▶ _Data lines_:
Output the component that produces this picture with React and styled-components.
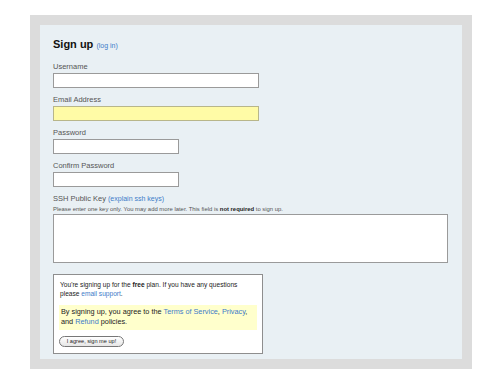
import React from 'react';
import styled, { createGlobalStyle } from 'styled-components';

const Global = createGlobalStyle`
    body {
        margin: 0;
        background: #fff;
        font-family: "Liberation Sans", Arial, sans-serif;
    }
`

const Frame = styled.div`
    margin: 15px 0 0 30px;
    width: 442px;
    padding: 10px;
    box-sizing: border-box;
    background: #dcdcdc;
`

const Panel = styled.div`
    background: #e9f0f4;
    padding: 11px 13px 5px;
`

const Title = styled.h1`
    margin: 0 0 10px;
    height: 16px;
    font-size: 11px;
    line-height: 16px;
    font-weight: bold;
    color: #111;
    a {
        font-size: 7px;
        line-height: 1;
        font-weight: normal;
    }
`

const Link = styled.a`
    color: #3d7cc9;
    text-decoration: none;
`

const Field = styled.div`
    margin-bottom: 7px;
`

const Label = styled.label`
    display: block;
    height: 10px;
    font-size: 7.5px;
    line-height: 10px;
    color: #555;
    margin-bottom: 1px;
    a {
        font-size: 7px;
        line-height: 1;
    }
`

const Hint = styled.div`
    height: 9px;
    font-size: 5.9px;
    line-height: 9px;
    color: #555;
    b {
        color: #222;
    }
`

const Input = styled.input`
    display: block;
    box-sizing: border-box;
    width: ${p => p.$w}px;
    height: 15px;
    margin: 0;
    padding: 0 2px;
    border: 1px solid ${p => (p.$filled ? '#b8b68a' : '#9a9a9a')};
    background: ${p => (p.$filled ? '#fffba6' : '#fff')};
    outline: none;
`

const Area = styled.textarea`
    display: block;
    box-sizing: border-box;
    width: 395px;
    height: 49px;
    margin: 0;
    border: 1px solid #9a9a9a;
    background: #fff;
    resize: none;
    outline: none;
`

const Box = styled.div`
    margin-top: 11px;
    width: 210px;
    box-sizing: border-box;
    background: #fff;
    border: 1px solid #8e8e8e;
    padding: 5px 5px 6px;
`

const Note = styled.p`
    margin: 0 0 7px;
    font-size: 6.6px;
    line-height: 9px;
    color: #222;
    padding-left: 1px;
`

const Agree = styled.p`
    margin: 0 0 6px;
    padding: 2px 2px 3px;
    background: #ffffcc;
    font-size: 7.3px;
    line-height: 10px;
    color: #222;
`

const Button = styled.button`
    display: block;
    height: 11px;
    width: 65px;
    padding: 0;
    border: 1px solid #777;
    border-radius: 6px;
    background: linear-gradient(#fff, #e6e6e6);
    font-family: "Liberation Sans", Arial, sans-serif;
    font-size: 5.6px;
    line-height: 9px;
    color: #222;
`

export default function App() {
    return (
        <>
            <Global />
            <Frame>
                <Panel>
                    <Title>Sign up <Link href="#">(log in)</Link></Title>
                    <Field>
                        <Label>Username</Label>
                        <Input $w={206} />
                    </Field>
                    <Field>
                        <Label>Email Address</Label>
                        <Input $w={206} $filled />
                    </Field>
                    <Field>
                        <Label>Password</Label>
                        <Input $w={126} type="password" />
                    </Field>
                    <Field>
                        <Label>Confirm Password</Label>
                        <Input $w={126} type="password" />
                    </Field>
                    <div>
                        <Label>SSH Public Key <Link href="#">(explain ssh keys)</Link></Label>
                        <Hint>Please enter one key only. You may add more later. This field is <b>not required</b> to sign up.</Hint>
                        <Area />
                    </div>
                    <Box>
                        <Note>
                            You're signing up for the <b>free</b> plan. If you have any questions please <Link href="#">email support</Link>.
                        </Note>
                        <Agree>
                            By signing up, you agree to the <Link href="#">Terms of Service</Link>, <Link href="#">Privacy</Link>, and <Link href="#">Refund</Link> policies.
                        </Agree>
                        <Button>I agree, sign me up!</Button>
                    </Box>
                </Panel>
            </Frame>
        </>
    )
}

▶ _Do this_:
Restate the entire listing word for word, excluding pictures.

▶ _Exercise result_:
Output the component that produces this picture with React and styled-components.
import React from 'react';
import styled, { createGlobalStyle } from 'styled-components';

const Global = createGlobalStyle`
    body {
        margin: 0;
        background: #fff;
        font-family: "Liberation Sans", Arial, sans-serif;
    }
`

const Frame = styled.div`
    margin: 15px 0 0 30px;
    width: 442px;
    padding: 10px;
    box-sizing: border-box;
    background: #dcdcdc;
`

const Panel = styled.div`
    background: #e9f0f4;
    padding: 11px 13px 5px;
`

const Title = styled.h1`
    margin: 0 0 10px;
    height: 16px;
    font-size: 11px;
    line-height: 16px;
    font-weight: bold;
    color: #111;
    a {
        font-size: 7px;
        line-height: 1;
        font-weight: normal;
    }
`

const Link = styled.a`
    color: #3d7cc9;
    text-decoration: none;
`

const Field = styled.div`
    margin-bottom: 7px;
`

const Label = styled.label`
    display: block;
    height: 10px;
    font-size: 7.5px;
    line-height: 10px;
    color: #555;
    margin-bottom: 1px;
    a {
        font-size: 7px;
        line-height: 1;
    }
`

const Hint = styled.div`
    height: 9px;
    font-size: 5.9px;
    line-height: 9px;
    color: #555;
    b {
        color: #222;
    }
`

const Input = styled.input`
    display: block;
    box-sizing: border-box;
    width: ${p => p.$w}px;
    height: 15px;
    margin: 0;
    padding: 0 2px;
    border: 1px solid ${p => (p.$filled ? '#b8b68a' : '#9a9a9a')};
    background: ${p => (p.$filled ? '#fffba6' : '#fff')};
    outline: none;
`

const Area = styled.textarea`
    display: block;
    box-sizing: border-box;
    width: 395px;
    height: 49px;
    margin: 0;
    border: 1px solid #9a9a9a;
    background: #fff;
    resize: none;
    outline: none;
`

const Box = styled.div`
    margin-top: 11px;
    width: 210px;
    box-sizing: border-box;
    background: #fff;
    border: 1px solid #8e8e8e;
    padding: 5px 5px 6px;
`

const Note = styled.p`
    margin: 0 0 7px;
    font-size: 6.6px;
    line-height: 9px;
    color: #222;
    padding-left: 1px;
`

const Agree = styled.p`
    margin: 0 0 6px;
    padding: 2px 2px 3px;
    background: #ffffcc;
    font-size: 7.3px;
    line-height: 10px;
    color: #222;
`

const Button = styled.button`
    display: block;
    height: 11px;
    width: 65px;
    padding: 0;
    border: 1px solid #777;
    border-radius: 6px;
    background: linear-gradient(#fff, #e6e6e6);
    font-family: "Liberation Sans", Arial, sans-serif;
    font-size: 5.6px;
    line-height: 9px;
    color: #222;
`

export default function App() {
    return (
        <>
            <Global />
            <Frame>
                <Panel>
                    <Title>Sign up <Link href="#">(log in)</Link></Title>
                    <Field>
                        <Label>Username</Label>
                        <Input $w={206} />
                    </Field>
                    <Field>
                        <Label>Email Address</Label>
                        <Input $w={206} $filled />
                    </Field>
                    <Field>
                        <Label>Password</Label>
                        <Input $w={126} type="password" />
                    </Field>
                    <Field>
                        <Label>Confirm Password</Label>
                        <Input $w={126} type="password" />
                    </Field>
                    <div>
                        <Label>SSH Public Key <Link href="#">(explain ssh keys)</Link></Label>
                        <Hint>Please enter one key only. You may add more later. This field is <b>not required</b> to sign up.</Hint>
                        <Area />
                    </div>
                    <Box>
                        <Note>
                            You're signing up for the <b>free</b> plan. If you have any questions please <Link href="#">email support</Link>.
                        </Note>
                        <Agree>
                            By signing up, you agree to the <Link href="#">Terms of Service</Link>, <Link href="#">Privacy</Link>, and <Link href="#">Refund</Link> policies.
                        </Agree>
                        <Button>I agree, sign me up!</Button>
                    </Box>
                </Panel>
            </Frame>
        </>
    )
}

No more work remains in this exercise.